• _TASK DETAILS_: Output each line exactly as it appears, skipping any embedded picture.

• _DATA BLOCK_:

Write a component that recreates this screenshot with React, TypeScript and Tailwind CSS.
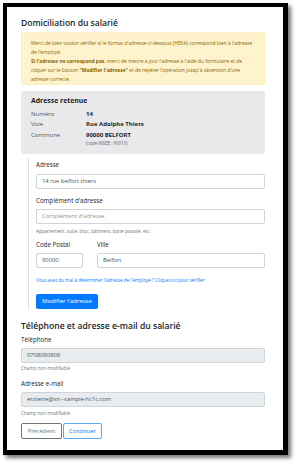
import React from 'react';

// Small reusable pieces for the scaled-down bootstrap-like form
function Label({ children, className = '' }: { children: React.ReactNode; className?: string }) {
  return <div className={`text-[6.2px] leading-[8px] text-[#212529] ${className}`}>{children}</div>;
}

function Input({ value, placeholder, disabled, className = '' }: { value?: string; placeholder?: string; disabled?: boolean; className?: string }) {
  return (
    <div
      className={`flex h-[15px] items-center rounded-[2px] border border-[#ced4da] px-[5px] text-[5.8px] ${
        disabled ? 'bg-[#e9ecef] text-[#495057]' : 'bg-white text-[#495057]'
      } ${className}`}
    >
      {value ? <span>{value}</span> : <span className="text-[#8a9097]">{placeholder}</span>}
    </div>
  );
}

function Help({ children, className = '' }: { children: React.ReactNode; className?: string }) {
  return <div className={`text-[4.6px] leading-[6px] text-[#6c757d] ${className}`}>{children}</div>;
}

export default function App() {
  return (
    <div className="h-[465px] w-[296px] bg-white pl-[3px] pt-[3px]" style={{ fontFamily: '"Open Sans", "Noto Sans", sans-serif' }}>
      <div className="h-[452px] w-[285px] border-b-[5px] border-l-4 border-r-[5px] border-t-4 border-black bg-white pl-[14px] pr-[18px] pt-[10px] shadow-[3px_3px_4px_rgba(0,0,0,0.55)]">
        <h1 className="text-[8.5px] font-semibold leading-[12px] text-[#212529]">Domiciliation du salarié</h1>

        {/* warning alert */}
        <div className="mt-[3px] h-[53px] rounded-[2px] border border-[#ffeeba] bg-[#fff3cd] pl-[9px] pt-[6px] text-[4.9px] leading-[9px] text-[#856404]">
          <div className="whitespace-nowrap">
            Merci de bien vouloir vérifier si le format d'adresse ci-dessous (HEXA) correspond bien à l'adresse
            <br />
            de l'employé.
          </div>
          <div className="whitespace-nowrap">
            <b>Si l'adresse ne correspond pas</b>, merci de mettre à jour l'adresse à l'aide du formulaire et de
            <br />
            cliquer sur le bouton <b>"Modifier l'adresse"</b> et de repéter l'opération jusqu'à obtention d'une
            <br />
            adresse correcte.
          </div>
        </div>

        {/* retained address */}
        <div className="mt-[6px] h-[63px] rounded-[2px] bg-[#e9e9eb] pl-[10px] pt-[5px] text-[#212529]">
          <div className="text-[6.9px] font-bold leading-[10px]">Adresse retenue</div>
          <div className="mt-[3px] grid grid-cols-[55px_1fr] text-[6px] leading-[10.3px]">
            <span className="text-[#555]">Numéro</span>
            <span className="font-bold">14</span>
            <span className="text-[#555]">Voie</span>
            <span className="font-bold">Rue Adolphe Thiers</span>
            <span className="text-[#555]">Commune</span>
            <span className="font-bold">90000 BELFORT</span>
            <span />
            <span className="text-[4.4px] leading-[7px] text-[#666]">(code INSEE : 90010)</span>
          </div>
        </div>

        {/* address form */}
        <div className="ml-[7px] mt-[4px] border-l border-[#dee2e6] pb-[1px] pl-[7px] pt-[3px]">
          <Label>Adresse</Label>
          <Input value="14 rue belfort thiers" className="mt-[5px]" />
          <Label className="mt-[8px]">Complément d'adresse</Label>
          <Input placeholder="Complément d'adresse" className="mt-[4px]" />
          <Help className="mt-[4px]">Appartement, suite, bloc, bâtiment, boite postale, etc.</Help>
          <div className="mt-[7px] flex gap-[14px]">
            <div className="w-[47px]">
              <Label>Code Postal</Label>
              <Input value="90000" className="mt-[4px]" />
            </div>
            <div className="flex-1">
              <Label>Ville</Label>
              <Input value="Belfort" className="mt-[4px]" />
            </div>
          </div>
          <div className="mt-[9px] whitespace-nowrap text-[4.6px] leading-[6px] text-[#007bff]">
            Vous avez du mal à déterminer l'adresse de l'employé ? Cliquez-ici pour vérifier
          </div>
          <button className="mt-[11px] h-[15px] rounded-[2px] bg-[#007bff] px-[6px] text-[6px] text-white">Modifier l'adresse</button>
        </div>

        {/* phone & email */}
        <h2 className="mt-[10px] text-[8.6px] font-semibold leading-[12px] text-[#212529]">Téléphone et adresse e-mail du salarié</h2>
        <Label className="mt-[4px]">Téléphone</Label>
        <Input value="0708080808" disabled className="mt-[4px]" />
        <Help className="mt-[2px]">Champ non-modifiable</Help>
        <Label className="mt-[9px]">Adresse e-mail</Label>
        <Input value="erzterte@xn--xample-hc1c.com" disabled className="mt-[4px]" />
        <Help className="mt-[3px]">Champ non-modifiable</Help>
        <div className="mt-[7px] flex gap-[1px]">
          <button className="h-[16px] w-[41px] rounded-[2px] border border-[#6c757d] bg-white text-[5.8px] text-[#6c757d]">Précédent</button>
          <button className="h-[16px] w-[39px] rounded-[2px] border border-[#5aa6ff] bg-white text-[5.8px] text-[#007bff]">Continuer</button>
        </div>
      </div>
    </div>
  );
}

• _TASK SOLUTION_:
Write a component that recreates this screenshot with React, TypeScript and Tailwind CSS.
import React from 'react';

// Small reusable pieces for the scaled-down bootstrap-like form
function Label({ children, className = '' }: { children: React.ReactNode; className?: string }) {
  return <div className={`text-[6.2px] leading-[8px] text-[#212529] ${className}`}>{children}</div>;
}

function Input({ value, placeholder, disabled, className = '' }: { value?: string; placeholder?: string; disabled?: boolean; className?: string }) {
  return (
    <div
      className={`flex h-[15px] items-center rounded-[2px] border border-[#ced4da] px-[5px] text-[5.8px] ${
        disabled ? 'bg-[#e9ecef] text-[#495057]' : 'bg-white text-[#495057]'
      } ${className}`}
    >
      {value ? <span>{value}</span> : <span className="text-[#8a9097]">{placeholder}</span>}
    </div>
  );
}

function Help({ children, className = '' }: { children: React.ReactNode; className?: string }) {
  return <div className={`text-[4.6px] leading-[6px] text-[#6c757d] ${className}`}>{children}</div>;
}

export default function App() {
  return (
    <div className="h-[465px] w-[296px] bg-white pl-[3px] pt-[3px]" style={{ fontFamily: '"Open Sans", "Noto Sans", sans-serif' }}>
      <div className="h-[452px] w-[285px] border-b-[5px] border-l-4 border-r-[5px] border-t-4 border-black bg-white pl-[14px] pr-[18px] pt-[10px] shadow-[3px_3px_4px_rgba(0,0,0,0.55)]">
        <h1 className="text-[8.5px] font-semibold leading-[12px] text-[#212529]">Domiciliation du salarié</h1>

        {/* warning alert */}
        <div className="mt-[3px] h-[53px] rounded-[2px] border border-[#ffeeba] bg-[#fff3cd] pl-[9px] pt-[6px] text-[4.9px] leading-[9px] text-[#856404]">
          <div className="whitespace-nowrap">
            Merci de bien vouloir vérifier si le format d'adresse ci-dessous (HEXA) correspond bien à l'adresse
            <br />
            de l'employé.
          </div>
          <div className="whitespace-nowrap">
            <b>Si l'adresse ne correspond pas</b>, merci de mettre à jour l'adresse à l'aide du formulaire et de
            <br />
            cliquer sur le bouton <b>"Modifier l'adresse"</b> et de repéter l'opération jusqu'à obtention d'une
            <br />
            adresse correcte.
          </div>
        </div>

        {/* retained address */}
        <div className="mt-[6px] h-[63px] rounded-[2px] bg-[#e9e9eb] pl-[10px] pt-[5px] text-[#212529]">
          <div className="text-[6.9px] font-bold leading-[10px]">Adresse retenue</div>
          <div className="mt-[3px] grid grid-cols-[55px_1fr] text-[6px] leading-[10.3px]">
            <span className="text-[#555]">Numéro</span>
            <span className="font-bold">14</span>
            <span className="text-[#555]">Voie</span>
            <span className="font-bold">Rue Adolphe Thiers</span>
            <span className="text-[#555]">Commune</span>
            <span className="font-bold">90000 BELFORT</span>
            <span />
            <span className="text-[4.4px] leading-[7px] text-[#666]">(code INSEE : 90010)</span>
          </div>
        </div>

        {/* address form */}
        <div className="ml-[7px] mt-[4px] border-l border-[#dee2e6] pb-[1px] pl-[7px] pt-[3px]">
          <Label>Adresse</Label>
          <Input value="14 rue belfort thiers" className="mt-[5px]" />
          <Label className="mt-[8px]">Complément d'adresse</Label>
          <Input placeholder="Complément d'adresse" className="mt-[4px]" />
          <Help className="mt-[4px]">Appartement, suite, bloc, bâtiment, boite postale, etc.</Help>
          <div className="mt-[7px] flex gap-[14px]">
            <div className="w-[47px]">
              <Label>Code Postal</Label>
              <Input value="90000" className="mt-[4px]" />
            </div>
            <div className="flex-1">
              <Label>Ville</Label>
              <Input value="Belfort" className="mt-[4px]" />
            </div>
          </div>
          <div className="mt-[9px] whitespace-nowrap text-[4.6px] leading-[6px] text-[#007bff]">
            Vous avez du mal à déterminer l'adresse de l'employé ? Cliquez-ici pour vérifier
          </div>
          <button className="mt-[11px] h-[15px] rounded-[2px] bg-[#007bff] px-[6px] text-[6px] text-white">Modifier l'adresse</button>
        </div>

        {/* phone & email */}
        <h2 className="mt-[10px] text-[8.6px] font-semibold leading-[12px] text-[#212529]">Téléphone et adresse e-mail du salarié</h2>
        <Label className="mt-[4px]">Téléphone</Label>
        <Input value="0708080808" disabled className="mt-[4px]" />
        <Help className="mt-[2px]">Champ non-modifiable</Help>
        <Label className="mt-[9px]">Adresse e-mail</Label>
        <Input value="erzterte@xn--xample-hc1c.com" disabled className="mt-[4px]" />
        <Help className="mt-[3px]">Champ non-modifiable</Help>
        <div className="mt-[7px] flex gap-[1px]">
          <button className="h-[16px] w-[41px] rounded-[2px] border border-[#6c757d] bg-white text-[5.8px] text-[#6c757d]">Précédent</button>
          <button className="h-[16px] w-[39px] rounded-[2px] border border-[#5aa6ff] bg-white text-[5.8px] text-[#007bff]">Continuer</button>
        </div>
      </div>
    </div>
  );
}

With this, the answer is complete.